The first three Doctor Who novelisations (based on "The Daleks", "The Web Planet" and "The Crusade") were originally published by Frederick Muller in the 1960s, before becoming the start of the Target line. The last novelisation, for the Eighth Doctor TV Movie, was published by BBC Books.

Almost every story from the classic series got a novelisation. The four exceptions were the two Dalek stories by Eric Saward, Resurrection of the Daleks and Revelation of the Daleks, due to conflict between Saward and the Daleks' agent about the division of royalties; and Douglas Adams' two stories, The Pirate Planet and City of Death, because Adams wanted the novelisations to be done by someone who could do justice to the material—namely himself—but having hit the big time with The Hitchhiker's Guide to the Galaxy he was too busy, or too expensive, or both.

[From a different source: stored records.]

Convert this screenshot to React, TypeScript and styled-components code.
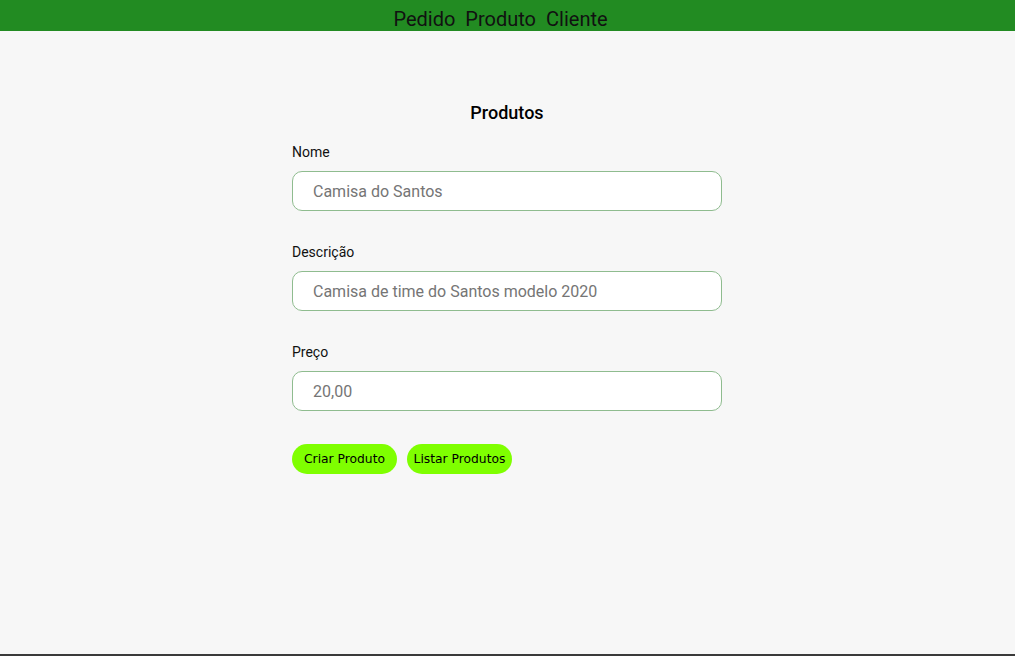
import React from "react";
import styled, { createGlobalStyle } from "styled-components";

const GlobalStyle = createGlobalStyle`
  html, body {
    margin: 0;
    padding: 0;
    background: #f7f7f7;
    font-family: Roboto, "Liberation Sans", sans-serif;
  }
  * { box-sizing: border-box; }
`;

const Page = styled.div`
  height: 656px;
  display: flex;
  flex-direction: column;
  border-bottom: 2px solid #3a3a3a;
`;

const Header = styled.nav`
  height: 31px;
  background: #228b22;
  display: flex;
  justify-content: center;
  align-items: center;
  gap: 10px;
  padding-top: 7px;
  padding-right: 14px;
`;

const NavLink = styled.a`
  font-family: Roboto, sans-serif;
  font-size: 20px;
  color: #111;
  text-decoration: none;
  line-height: 1;
`;

const Main = styled.main`
  flex: 1;
  display: flex;
  justify-content: center;
  padding-top: 70px;
  padding-right: 1px;
`;

const Form = styled.form`
  width: 430px;
  display: flex;
  flex-direction: column;
`;

const Title = styled.h2`
  margin: 0 0 18px;
  text-align: center;
  font-size: 18px;
  font-weight: 500;
  color: #000;
  line-height: 24px;
`;

const Field = styled.div`
  display: flex;
  flex-direction: column;
  margin-bottom: 32px;
`;

const Label = styled.label`
  font-size: 14px;
  color: #111;
  line-height: 18px;
  margin-bottom: 10px;
`;

const Input = styled.input`
  height: 40px;
  border: 1px solid #8fbc8f;
  border-radius: 10px;
  background: #fff;
  padding: 0 20px;
  font-family: Roboto, sans-serif;
  font-size: 16px;
  outline: none;
  &::placeholder { color: #757575; }
`;

const Actions = styled.div`
  display: flex;
  gap: 10px;
  margin-top: 1px;
`;

const Button = styled.button`
  height: 30px;
  width: 105px;
  border: none;
  border-radius: 15px;
  background: #7fff00;
  font-family: "DejaVu Sans", Verdana, sans-serif;
  font-size: 12.3px;
  color: #000;
  padding: 0;
  cursor: pointer;
`;

const fields = [
  { label: "Nome", placeholder: "Camisa do Santos" },
  { label: "Descrição", placeholder: "Camisa de time do Santos modelo 2020" },
  { label: "Preço", placeholder: "20,00" },
];

export default function App() {
  return (
    <>
      <GlobalStyle />
      <Page>
        <Header>
          <NavLink href="#">Pedido</NavLink>
          <NavLink href="#">Produto</NavLink>
          <NavLink href="#">Cliente</NavLink>
        </Header>
        <Main>
          <Form onSubmit={(e) => e.preventDefault()}>
            <Title>Produtos</Title>
            {fields.map((f) => (
              <Field key={f.label}>
                <Label>{f.label}</Label>
                <Input placeholder={f.placeholder} />
              </Field>
            ))}
            <Actions>
              <Button type="submit">Criar Produto</Button>
              <Button type="button">Listar Produtos</Button>
            </Actions>
          </Form>
        </Main>
      </Page>
    </>
  );
}
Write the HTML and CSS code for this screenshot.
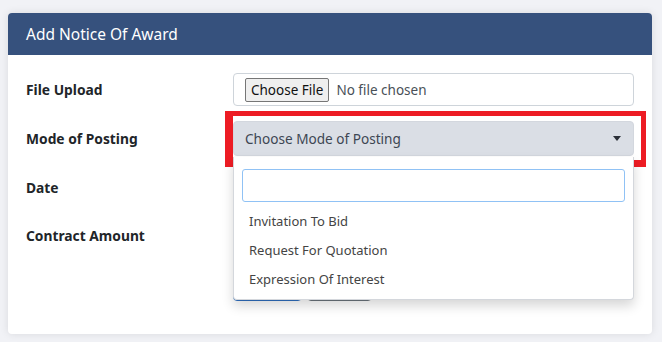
FILE: index.html
```html
<!DOCTYPE html>
<html>
  <head>
    <title>Add Notice Of Award</title>
    <link rel="stylesheet" href="styles.css">
  </head>
  <body>
    <div class="page">
      <div class="card">
        <div class="card-head">Add Notice Of Award</div>
        <div class="card-body">
          <div class="form-grid">
            <label class="lbl">File Upload</label>
            <div class="file-box">
              <span class="file-btn">Choose File</span>
              <span class="file-name">No file chosen</span>
            </div>

            <label class="lbl">Mode of Posting</label>
            <div class="select-wrap">
              <div class="select">
                <span>Choose Mode of Posting</span>
                <span class="caret"></span>
              </div>
              <div class="mark"></div>
              <div class="dropdown">
                <div class="search-row"><input type="text" class="search"></div>
                <ul class="options">
                  <li>Invitation To Bid</li>
                  <li>Request For Quotation</li>
                  <li>Expression Of Interest</li>
                </ul>
              </div>
            </div>

            <label class="lbl">Date</label>
            <input type="text" class="field">

            <label class="lbl">Contract Amount</label>
            <input type="text" class="field">

            <span></span>
            <!-- buttons sit under the open dropdown -->
            <div class="actions">
              <button class="btn btn-primary"></button>
              <button class="btn btn-plain"></button>
            </div>
          </div>
        </div>
      </div>
    </div>
  </body>
</html>
```

FILE: styles.css
```css
body {margin: 0; background-color: #f1f2f6; font-family: "Noto Sans", sans-serif; color: #212529;}
.page {padding: 13px 10px 9px 8px;}
.card {background-color: #fff; border-radius: 4px; box-shadow: 0 0 8px rgba(0,0,0,0.10);}
.card-head {background-color: #36517d; color: #fff; height: 42px; line-height: 42px; padding-left: 18px; font-size: 15.5px; border-radius: 4px 4px 0 0;}
.card-body {padding: 18px 18px 33px 18px;}

.form-grid {display: grid; grid-template-columns: 207px 401px; row-gap: 15px; align-items: center;}
.lbl {font-weight: bold; font-size: 13.8px; color: #212529;}

.file-box {height: 33px; box-sizing: border-box; border: 1px solid #ced4da; border-radius: 4px; display: flex; align-items: center; padding-left: 11px; font-size: 13.5px;}
.file-btn {background-color: #efefef; border: 1px solid #767676; border-radius: 2px; padding: 0 5px; height: 24px; line-height: 23px; box-sizing: border-box; color: #111;}
.file-name {margin-left: 7px; color: #495057;}

.select-wrap {position: relative;}
.select {height: 35px; box-sizing: border-box; background-color: #dadee5; border: 1px solid #d3d7de; border-radius: 4px; display: flex; align-items: center; justify-content: space-between; padding: 0 12px 0 11px; font-size: 13.6px; color: #3d4653;}
.caret {width: 0; height: 0; border-left: 4.5px solid transparent; border-right: 4.5px solid transparent; border-top: 5px solid #2b3038;}
.mark {position: absolute; left: -8px; top: -10px; right: -12px; bottom: -11px; border: 5px solid #ed1c24; border-left-width: 8px; border-bottom-width: 7px; pointer-events: none;}

.dropdown {position: absolute; left: 0; right: 0; top: 36px; background-color: #fff; border: 1px solid #d4d7dc; border-top: none; border-radius: 0 0 4px 4px; box-shadow: 0 6px 12px rgba(0,0,0,0.16); z-index: 2;}
.search-row {padding: 12px 8px 5px 8px;}
.search {width: 100%; box-sizing: border-box; height: 33px; border: 1px solid #90c2f5; border-radius: 3px; outline: none;}
.options {list-style: none; margin: 0; padding: 0 0 5px 0;}
.options li {height: 29px; line-height: 29px; padding-left: 15px; font-size: 13px; color: #444;}

.field {height: 33px; box-sizing: border-box; border: 1px solid #ced4da; border-radius: 4px;}
.actions {display: flex; gap: 5px;}
.btn {height: 34px; border-radius: 4px; background-color: #fff;}
.btn-primary {width: 69px; border: 1px solid #2f6fc0;}
.btn-plain {width: 65px; border: 1px solid #6c757d;}
```
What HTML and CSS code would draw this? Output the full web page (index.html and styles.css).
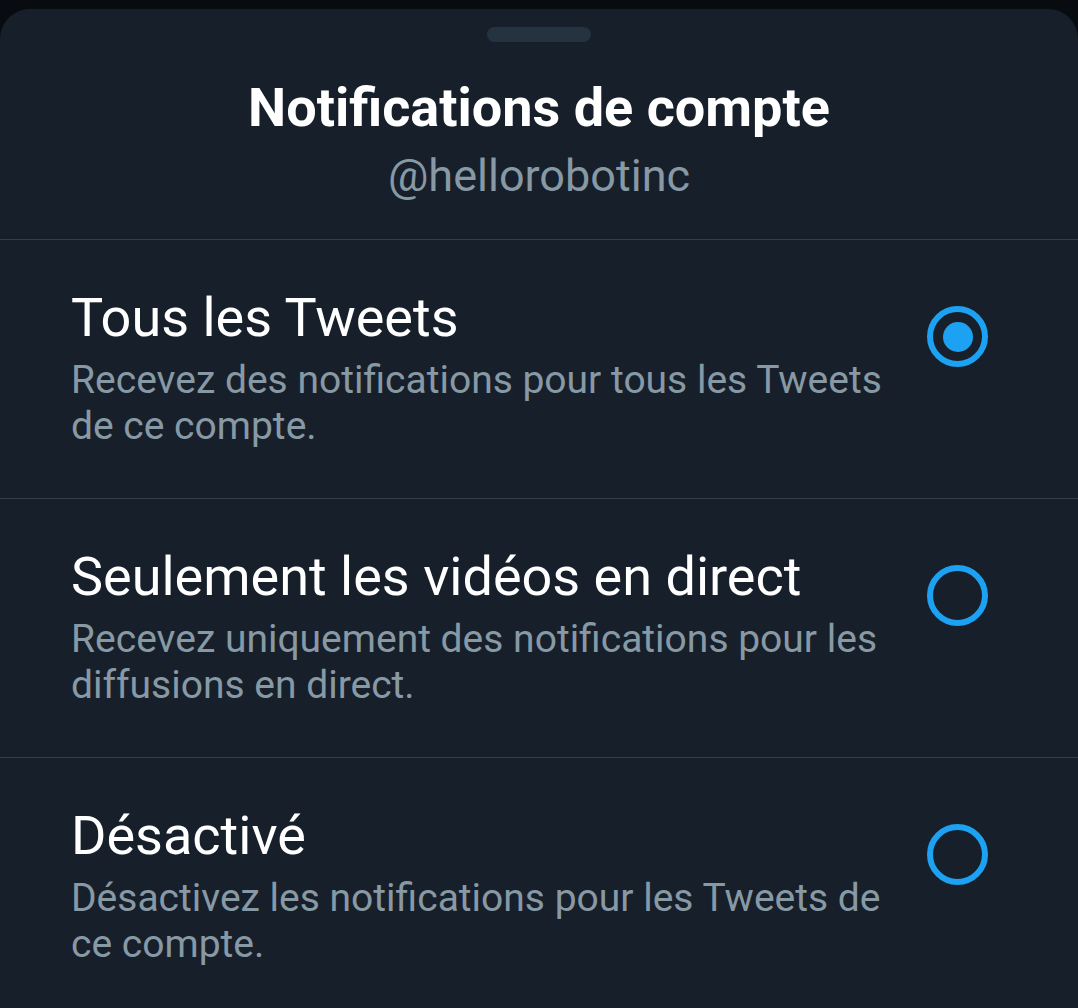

In later years, Target also novelised non-series stories, including the spin-off K-9 and Company, three audio dramas (The Pescatons, Slipback and The Paradise of Death), and three stories written for the original never-made Season 23 (The Nightmare Fair, The Ultimate Evil and Mission to Magnus). The half-filmed and never-aired Shada was, at the time, kept from being novelised by the same issues as Douglas Adams' other stories. K-9 and Company was in fact the third in a series of "Companions of Doctor Who" novels featuring companions as solo protagonists after their travels with the Doctor, preceded by two original novels: Turlough and the Earthlink Dilemma, by Tony Attwood, and Harry Sullivan's War by the character's actor Ian Marter.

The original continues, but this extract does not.